start

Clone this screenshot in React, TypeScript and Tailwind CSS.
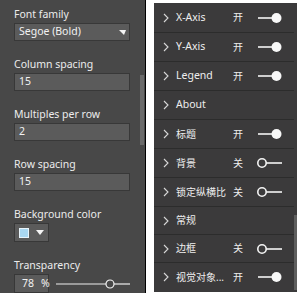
import React from "react";

const font = { fontFamily: '"Noto Sans", "Noto Sans CJK SC", sans-serif' };

function Label({ children }: { children: React.ReactNode }) {
  return <div className="h-[14px] leading-[14px] text-[10.5px] text-[#ececec] mb-[2px]">{children}</div>;
}

function Box({ children, w = "w-[116px]" }: { children?: React.ReactNode; w?: string }) {
  return (
    <div className={`${w} h-[18px] bg-[#5b5b5b] border border-[#383838] flex items-center pl-[4px] text-[10.5px] text-[#f2f2f2]`}>
      {children}
    </div>
  );
}

function Toggle({ on }: { on: boolean }) {
  return on ? (
    <svg width="26" height="12" viewBox="0 0 26 12">
      <line x1="1" y1="6" x2="18" y2="6" stroke="#f4f4f4" strokeWidth="1.6" />
      <circle cx="19.5" cy="6" r="5" fill="#f8f8f8" />
    </svg>
  ) : (
    <svg width="26" height="12" viewBox="0 0 26 12">
      <circle cx="5" cy="6" r="4.2" fill="none" stroke="#f4f4f4" strokeWidth="1.6" />
      <line x1="9.2" y1="6" x2="25" y2="6" stroke="#f4f4f4" strokeWidth="1.6" />
    </svg>
  );
}

function Chevron() {
  return (
    <svg width="6" height="10" viewBox="0 0 6 10" className="shrink-0">
      <polyline points="1,1 5,5 1,9" fill="none" stroke="#d8d8d8" strokeWidth="1.1" />
    </svg>
  );
}

function RowBody({ label, state, cjk }: { label: string; state?: "on" | "off"; cjk?: boolean }) {
  return (
    <>
      <Chevron />
      <div className={`ml-[7px] w-[57px] ${cjk ? "text-[10px]" : "text-[10.5px]"} text-[#eeeeee] whitespace-nowrap`}>{label}</div>
      {state && (
        <>
          <div className="w-[24px] text-[10px] text-[#eeeeee]">{state === "on" ? "开" : "关"}</div>
          <Toggle on={state === "on"} />
        </>
      )}
    </>
  );
}

function Row({ label, state, h = "h-[29px]", cjk }: { label: string; state?: "on" | "off"; h?: string; cjk?: boolean }) {
  return (
    <div className={`${h} border-b border-[#2c2c2c] flex items-center pl-[9px]`}>
      <RowBody label={label} state={state} cjk={cjk} />
    </div>
  );
}

export default function App() {
  return (
    <div className="w-[304px] h-[298px] bg-white flex items-start" style={font}>
      {/* Left panel */}
      <div className="w-[146px] h-[293px] bg-[#484848] border-r border-black flex">
        <div className="w-[140px] pl-[14px] pt-[7px] flex flex-col gap-[16px]">
          <div>
            <Label>Font family</Label>
            <div className="w-[116px] h-[18px] bg-[#5b5b5b] border border-[#383838] flex items-center justify-between pl-[4px] pr-[3px] text-[10.5px] text-[#f2f2f2]">
              <span>Segoe (Bold)</span>
              <svg width="7" height="5" viewBox="0 0 7 5">
                <polygon points="0,0 7,0 5,5" fill="#f4f4f4" />
              </svg>
            </div>
          </div>
          <div>
            <Label>Column spacing</Label>
            <Box>15</Box>
          </div>
          <div>
            <Label>Multiples per row</Label>
            <Box>2</Box>
          </div>
          <div>
            <Label>Row spacing</Label>
            <Box>15</Box>
          </div>
          <div>
            <Label>Background color</Label>
            <div className="w-[35px] h-[19px] bg-[#5b5b5b] border border-[#383838] flex items-center pl-[4px] gap-[7px]">
              <div className="w-[10px] h-[10px] bg-[#a9d8f2] border border-[#e8f4fb]" />
              <svg width="8" height="5" viewBox="0 0 8 5">
                <polygon points="0,0 8,0 4,5" fill="#f4f4f4" />
              </svg>
            </div>
          </div>
          <div>
            <Label>Transparency</Label>
            <div className="flex items-center">
              <div className="w-[35px] h-[19px] bg-[#5b5b5b] border border-[#383838] flex items-center pl-[7px] gap-[7px] text-[10.5px] text-[#f2f2f2]">
                <span>78</span>
                <span>%</span>
              </div>
              <svg width="76" height="10" viewBox="0 0 76 10" className="ml-[7px]">
                <line x1="0" y1="5" x2="50" y2="5" stroke="#eeeeee" strokeWidth="1.2" />
                <circle cx="54" cy="5" r="4" fill="none" stroke="#f4f4f4" strokeWidth="1.2" />
                <line x1="58" y1="5" x2="74" y2="5" stroke="#eeeeee" strokeWidth="1.2" />
              </svg>
            </div>
          </div>
        </div>
        <div className="w-[5px]">
          <div className="mt-[75px] h-[70px] w-[4px] bg-[#6a6a6a]" />
        </div>
      </div>

      {/* Right panel */}
      <div className="ml-[8px] mt-[3px] w-[143px] h-[289px] bg-[#3b3a3b] flex">
        <div className="w-[140px] flex flex-col">
          <Row label="X-Axis" state="on" h="h-[30px]" />
          <Row label="Y-Axis" state="on" />
          <Row label="Legend" state="on" />
          <Row label="About" />
          <Row label="标题" state="on" cjk />
          <Row label="背景" state="off" cjk />
          <Row label="锁定纵横比" state="off" cjk />
          <Row label="常规" h="h-[28px]" cjk />
          <Row label="边框" state="off" h="h-[28px]" cjk />
          <div className="h-[28px] flex items-center pl-[9px]">
            <RowBody label="视觉对象..." state="on" cjk />
          </div>
        </div>
        <div className="w-[3px]">
          <div className="mt-[212px] h-[75px] w-[3px] bg-[#5e5e5e]" />
        </div>
      </div>
    </div>
  );
}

end

**What is expected**
Repeat the material exactly as it reads, without any of its pictures.

**Task response**
Clone this screenshot in React, TypeScript and Tailwind CSS.
import React from "react";

const font = { fontFamily: '"Noto Sans", "Noto Sans CJK SC", sans-serif' };

function Label({ children }: { children: React.ReactNode }) {
  return <div className="h-[14px] leading-[14px] text-[10.5px] text-[#ececec] mb-[2px]">{children}</div>;
}

function Box({ children, w = "w-[116px]" }: { children?: React.ReactNode; w?: string }) {
  return (
    <div className={`${w} h-[18px] bg-[#5b5b5b] border border-[#383838] flex items-center pl-[4px] text-[10.5px] text-[#f2f2f2]`}>
      {children}
    </div>
  );
}

function Toggle({ on }: { on: boolean }) {
  return on ? (
    <svg width="26" height="12" viewBox="0 0 26 12">
      <line x1="1" y1="6" x2="18" y2="6" stroke="#f4f4f4" strokeWidth="1.6" />
      <circle cx="19.5" cy="6" r="5" fill="#f8f8f8" />
    </svg>
  ) : (
    <svg width="26" height="12" viewBox="0 0 26 12">
      <circle cx="5" cy="6" r="4.2" fill="none" stroke="#f4f4f4" strokeWidth="1.6" />
      <line x1="9.2" y1="6" x2="25" y2="6" stroke="#f4f4f4" strokeWidth="1.6" />
    </svg>
  );
}

function Chevron() {
  return (
    <svg width="6" height="10" viewBox="0 0 6 10" className="shrink-0">
      <polyline points="1,1 5,5 1,9" fill="none" stroke="#d8d8d8" strokeWidth="1.1" />
    </svg>
  );
}

function RowBody({ label, state, cjk }: { label: string; state?: "on" | "off"; cjk?: boolean }) {
  return (
    <>
      <Chevron />
      <div className={`ml-[7px] w-[57px] ${cjk ? "text-[10px]" : "text-[10.5px]"} text-[#eeeeee] whitespace-nowrap`}>{label}</div>
      {state && (
        <>
          <div className="w-[24px] text-[10px] text-[#eeeeee]">{state === "on" ? "开" : "关"}</div>
          <Toggle on={state === "on"} />
        </>
      )}
    </>
  );
}

function Row({ label, state, h = "h-[29px]", cjk }: { label: string; state?: "on" | "off"; h?: string; cjk?: boolean }) {
  return (
    <div className={`${h} border-b border-[#2c2c2c] flex items-center pl-[9px]`}>
      <RowBody label={label} state={state} cjk={cjk} />
    </div>
  );
}

export default function App() {
  return (
    <div className="w-[304px] h-[298px] bg-white flex items-start" style={font}>
      {/* Left panel */}
      <div className="w-[146px] h-[293px] bg-[#484848] border-r border-black flex">
        <div className="w-[140px] pl-[14px] pt-[7px] flex flex-col gap-[16px]">
          <div>
            <Label>Font family</Label>
            <div className="w-[116px] h-[18px] bg-[#5b5b5b] border border-[#383838] flex items-center justify-between pl-[4px] pr-[3px] text-[10.5px] text-[#f2f2f2]">
              <span>Segoe (Bold)</span>
              <svg width="7" height="5" viewBox="0 0 7 5">
                <polygon points="0,0 7,0 5,5" fill="#f4f4f4" />
              </svg>
            </div>
          </div>
          <div>
            <Label>Column spacing</Label>
            <Box>15</Box>
          </div>
          <div>
            <Label>Multiples per row</Label>
            <Box>2</Box>
          </div>
          <div>
            <Label>Row spacing</Label>
            <Box>15</Box>
          </div>
          <div>
            <Label>Background color</Label>
            <div className="w-[35px] h-[19px] bg-[#5b5b5b] border border-[#383838] flex items-center pl-[4px] gap-[7px]">
              <div className="w-[10px] h-[10px] bg-[#a9d8f2] border border-[#e8f4fb]" />
              <svg width="8" height="5" viewBox="0 0 8 5">
                <polygon points="0,0 8,0 4,5" fill="#f4f4f4" />
              </svg>
            </div>
          </div>
          <div>
            <Label>Transparency</Label>
            <div className="flex items-center">
              <div className="w-[35px] h-[19px] bg-[#5b5b5b] border border-[#383838] flex items-center pl-[7px] gap-[7px] text-[10.5px] text-[#f2f2f2]">
                <span>78</span>
                <span>%</span>
              </div>
              <svg width="76" height="10" viewBox="0 0 76 10" className="ml-[7px]">
                <line x1="0" y1="5" x2="50" y2="5" stroke="#eeeeee" strokeWidth="1.2" />
                <circle cx="54" cy="5" r="4" fill="none" stroke="#f4f4f4" strokeWidth="1.2" />
                <line x1="58" y1="5" x2="74" y2="5" stroke="#eeeeee" strokeWidth="1.2" />
              </svg>
            </div>
          </div>
        </div>
        <div className="w-[5px]">
          <div className="mt-[75px] h-[70px] w-[4px] bg-[#6a6a6a]" />
        </div>
      </div>

      {/* Right panel */}
      <div className="ml-[8px] mt-[3px] w-[143px] h-[289px] bg-[#3b3a3b] flex">
        <div className="w-[140px] flex flex-col">
          <Row label="X-Axis" state="on" h="h-[30px]" />
          <Row label="Y-Axis" state="on" />
          <Row label="Legend" state="on" />
          <Row label="About" />
          <Row label="标题" state="on" cjk />
          <Row label="背景" state="off" cjk />
          <Row label="锁定纵横比" state="off" cjk />
          <Row label="常规" h="h-[28px]" cjk />
          <Row label="边框" state="off" h="h-[28px]" cjk />
          <div className="h-[28px] flex items-center pl-[9px]">
            <RowBody label="视觉对象..." state="on" cjk />
          </div>
        </div>
        <div className="w-[3px]">
          <div className="mt-[212px] h-[75px] w-[3px] bg-[#5e5e5e]" />
        </div>
      </div>
    </div>
  );
}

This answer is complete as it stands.